5 Charitable Donations You Didn’t Know Were Tax-Deductible
You already know that cash donations to a qualified charity (i.e., one that’s recognized by the IRS as tax-exempt) are tax-deductible. But that’s not the only way your act of generosity can work in your favor this April. Here, five surprising charitable contributions that you can claim on your tax return.
Non-Cash Donations to a Qualified Charity
Did you give clothing, toys or furniture to your local Goodwill or Salvation Army last year? In the same way that you’re allowed to deduct cash donations, you can also take a deduction when you donate goods to a qualified charity. Just remember that in order to take that deduction, you’ll need an itemized receipt listing exactly what you gave away. And you can only deduct the fair market value of those items, meaning the amount that they’d sell for in their current condition (that armchair might have cost you $200 when you bought it, but after a few years of wear and tear, it’s probably worth closer to $50).
A lot of companies offer employees the opportunity to make charitable donations through their payroll. And while you may have felt pretty good about your donation back when you started, chances are you’ve kind of forgotten that these get taken out of your paycheck every month. To take this deduction, you’ll need to submit a pledge card showing the name of the charity and a pay stub or W-2 showing the total amount withheld—documents that your HR department should have on hand.
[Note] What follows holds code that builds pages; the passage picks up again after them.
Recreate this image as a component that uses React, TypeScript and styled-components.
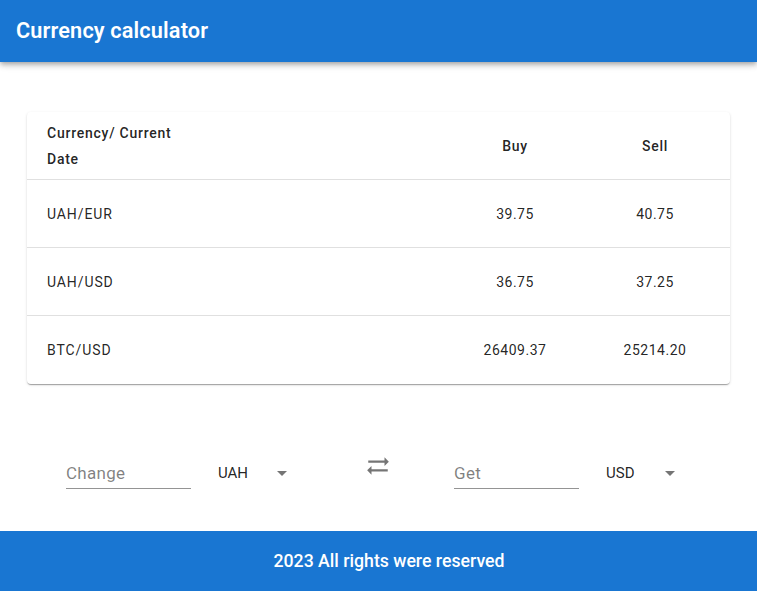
import React from 'react';
import styled, { createGlobalStyle } from 'styled-components';

const GlobalStyle = createGlobalStyle`
  * { box-sizing: border-box; }
  body {
    margin: 0;
    background: #fff;
    font-family: Roboto, 'Liberation Sans', sans-serif;
    color: rgba(0, 0, 0, 0.87);
  }
`;

const Page = styled.div`
  display: flex;
  flex-direction: column;
  min-height: 591px;
`;

const Header = styled.header`
  height: 62px;
  background: #1976d2;
  display: flex;
  align-items: center;
  padding: 0 16px 2px;
  box-shadow: 0 2px 4px -1px rgba(0,0,0,0.2), 0 4px 5px 0 rgba(0,0,0,0.14), 0 1px 10px 0 rgba(0,0,0,0.12);
  position: relative;
  z-index: 1;
`;

const Title = styled.h1`
  margin: 0;
  color: #fff;
  font-size: 21.7px;
  font-weight: 600;
  letter-spacing: 0.15px;
`;

const Main = styled.main`
  flex: 1;
  padding: 50px 27px 0;
`;

const Card = styled.div`
  background: #fff;
  border-radius: 4px;
  box-shadow: 0 2px 1px -1px rgba(0,0,0,0.2), 0 1px 1px 0 rgba(0,0,0,0.14), 0 1px 3px 0 rgba(0,0,0,0.12);
  overflow: hidden;
`;

const Row = styled.div<{ $last?: boolean }>`
  display: grid;
  grid-template-columns: 1fr 140px 140px;
  padding-right: 5px;
  height: 68px;
  align-items: center;
  border-bottom: ${p => (p.$last ? 'none' : '1px solid rgb(224,224,224)')};
  font-size: 14px;
`;

const Cell = styled.div<{ $head?: boolean; $num?: boolean }>`
  padding-left: ${p => (p.$num ? '0' : '20px')};
  text-align: ${p => (p.$num ? 'center' : 'left')};
  font-weight: ${p => (p.$head ? 500 : 400)};
  letter-spacing: ${p => (p.$head ? '0.75px' : p.$num ? '0.5px' : '0.9px')};
  line-height: 26px;
`;

const HeadLabel = styled.span`
  display: block;
  max-width: 140px;
`;

const Converter = styled.div`
  display: flex;
  align-items: center;
  height: 32px;
  margin: 73px 0 42px;
  padding-left: 39px;
`;

const Group = styled.div`
  display: flex;
  align-items: center;
  gap: 27px;
`;

const Field = styled.div`
  width: 125px;
  height: 32px;
  border-bottom: 1px solid rgba(0,0,0,0.42);
  display: flex;
  align-items: center;
  padding-top: 1px;
`;

const Input = styled.input`
  border: none;
  outline: none;
  background: transparent;
  width: 100%;
  padding: 0;
  font-family: inherit;
  font-size: 17px;
  letter-spacing: 0.3px;
  color: rgba(0,0,0,0.87);
  &::placeholder { color: rgba(0,0,0,0.5); }
`;

const Select = styled.div`
  width: 76px;
  display: flex;
  align-items: center;
  justify-content: space-between;
  font-size: 15px;
  color: rgba(0,0,0,0.87);
`;

const Swap = styled.div`
  width: 26px;
  height: 26px;
  margin: 0 63px 14px 71px;
  color: rgba(0,0,0,0.54);
  display: flex;
`;

const Footer = styled.footer`
  height: 60px;
  background: #1976d2;
  color: #fff;
  display: flex;
  align-items: center;
  justify-content: center;
  padding-left: 21px;
  font-size: 17.7px;
  font-weight: 500;
`;

const rows = [
  { pair: 'UAH/EUR', buy: '39.75', sell: '40.75' },
  { pair: 'UAH/USD', buy: '36.75', sell: '37.25' },
  { pair: 'BTC/USD', buy: '26409.37', sell: '25214.20' },
];

const Arrow = () => (
  <svg width="24" height="24" viewBox="0 0 24 24" fill="rgba(0,0,0,0.54)">
    <path d="M7 10l5 5 5-5z" />
  </svg>
);

const CurrencySelect = ({ value }: { value: string }) => (
  <Select>
    <span>{value}</span>
    <Arrow />
  </Select>
);

export default function App() {
  return (
    <>
      <GlobalStyle />
      <Page>
        <Header>
          <Title>Currency calculator</Title>
        </Header>
        <Main>
          <Card>
            <Row>
              <Cell $head>
                <HeadLabel>Currency/ Current Date</HeadLabel>
              </Cell>
              <Cell $head $num>Buy</Cell>
              <Cell $head $num>Sell</Cell>
            </Row>
            {rows.map((r, i) => (
              <Row key={r.pair} $last={i === rows.length - 1}>
                <Cell>{r.pair}</Cell>
                <Cell $num>{r.buy}</Cell>
                <Cell $num>{r.sell}</Cell>
              </Row>
            ))}
          </Card>
          <Converter>
            <Group>
              <Field>
                <Input placeholder="Change" />
              </Field>
              <CurrencySelect value="UAH" />
            </Group>
            <Swap>
              <svg width="26" height="26" viewBox="0 0 24 24" fill="currentColor">
                <path d="M18 12l4-4-4-4v3H3v2h15zM6 12l-4 4 4 4v-3h15v-2H6z" />
              </svg>
            </Swap>
            <Group>
              <Field>
                <Input placeholder="Get" />
              </Field>
              <CurrencySelect value="USD" />
            </Group>
          </Converter>
        </Main>
        <Footer>2023 All rights were reserved</Footer>
      </Page>
    </>
  );
}
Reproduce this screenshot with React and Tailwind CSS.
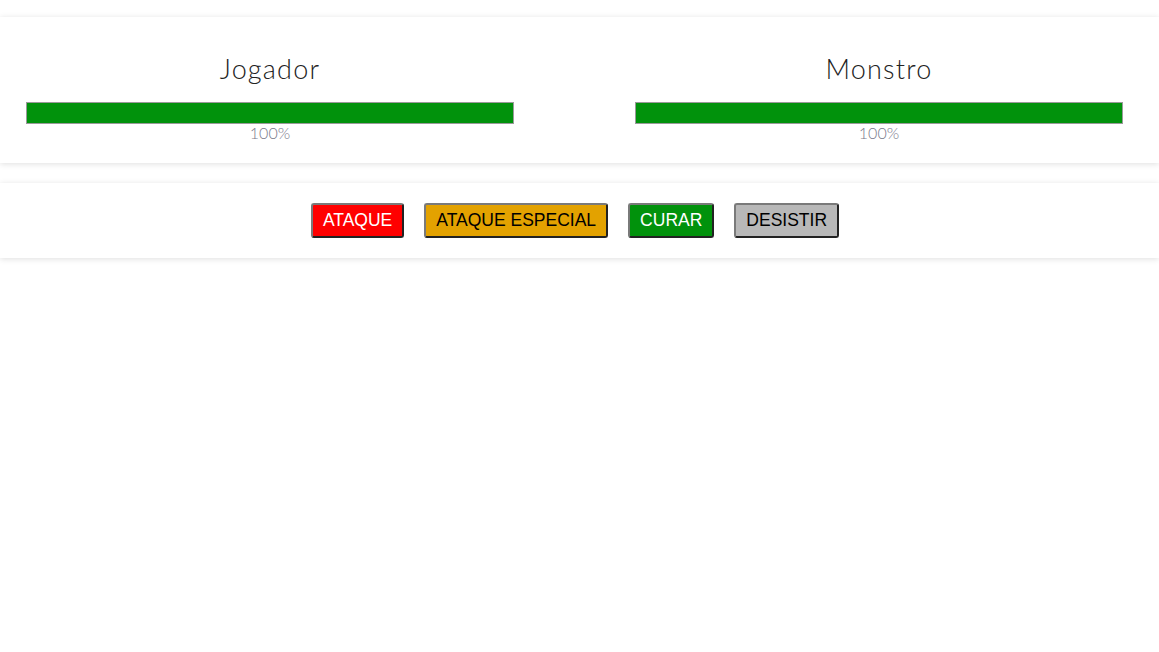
export default function App() {
  const btn =
    "h-[35px] px-[10px] rounded-[3px] border-2 border-t-[#7a7a7a] border-l-[#7a7a7a] border-r-[#222] border-b-[#222] text-[17.5px] leading-none font-['Liberation_Sans',Arial,sans-serif]";
  const Player = ({ name }) => (
    <div className="w-[488px] flex flex-col items-center">
      <div className="h-[34px] text-[27px] leading-[32px] font-light text-[#222] font-['Lato',sans-serif] tracking-[1.2px]">
        {name}
      </div>
      <div className="mt-[15px] w-full h-[22px] border border-[#9a9a9a] bg-[#f2f2f2]">
        <div className="h-full bg-[#01920c]" style={{ width: "100%" }} />
      </div>
      <div className="mt-[-1px] text-[16px] leading-[20px] font-light text-[#7a7a8c] font-['Lato',sans-serif]">
        100%
      </div>
    </div>
  );
  return (
    <div className="min-h-[652px] bg-white pt-[17px]">
      <section className="h-[146px] bg-white shadow-[0_1px_6px_rgba(0,0,0,0.13)] flex pl-[26px] pt-[36px]">
        <Player name="Jogador" />
        <div className="w-[121px]" />
        <Player name="Monstro" />
      </section>
      <section className="mt-[20px] h-[75px] bg-white shadow-[0_1px_6px_rgba(0,0,0,0.13)] flex items-center justify-center gap-[20px] pr-[9px]">
        <button className={`${btn} bg-[#ff0000] text-white`}>ATAQUE</button>
        <button className={`${btn} bg-[#e3a200] text-black`}>ATAQUE ESPECIAL</button>
        <button className={`${btn} bg-[#01920c] text-white`}>CURAR</button>
        <button className={`${btn} bg-[#b8b8b8] text-black`}>DESISTIR</button>
      </section>
    </div>
  );
}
Expenses Related to Volunteering
While the IRS doesn’t allow you to deduct the value of your time, most of the out-of-pocket expenses related to volunteering are indeed deductible—as long as you were not reimbursed for them or they’re considered personal in nature (your Uber ride to a charity gala, for example, doesn’t qualify). Some of these expenses might include: transportation costs (including parking fees, gas mileage and tolls), uniforms or other clothing worn as part of your volunteering, and supplies used for your charitable service (like the cost of ingredients for that big pot of chili you brought to your local soup kitchen). Heck, you may even be able to deduct the cost of a babysitter if you paid them to watch your kids while you volunteered. Like with other donations, you’ll need to keep accurate records and documentation in order to claim these expenses on your return.
Ingredients for Your Local Bake Sale
Did you whip up a mean batch of brownies for a charity fund-raiser? You may be able to deduct the cost of the ingredients, says Lisa Greene-Lewis, a CPA and tax expert at TurboTax. Just make sure to save the grocery-store receipts so that you can itemize the costs in the unlikely case of an audit.
Donations to Religious Organizations
That includes churches, synagogues, temples and mosques. But again, in order to deduct your donation, you’ll need a record of it.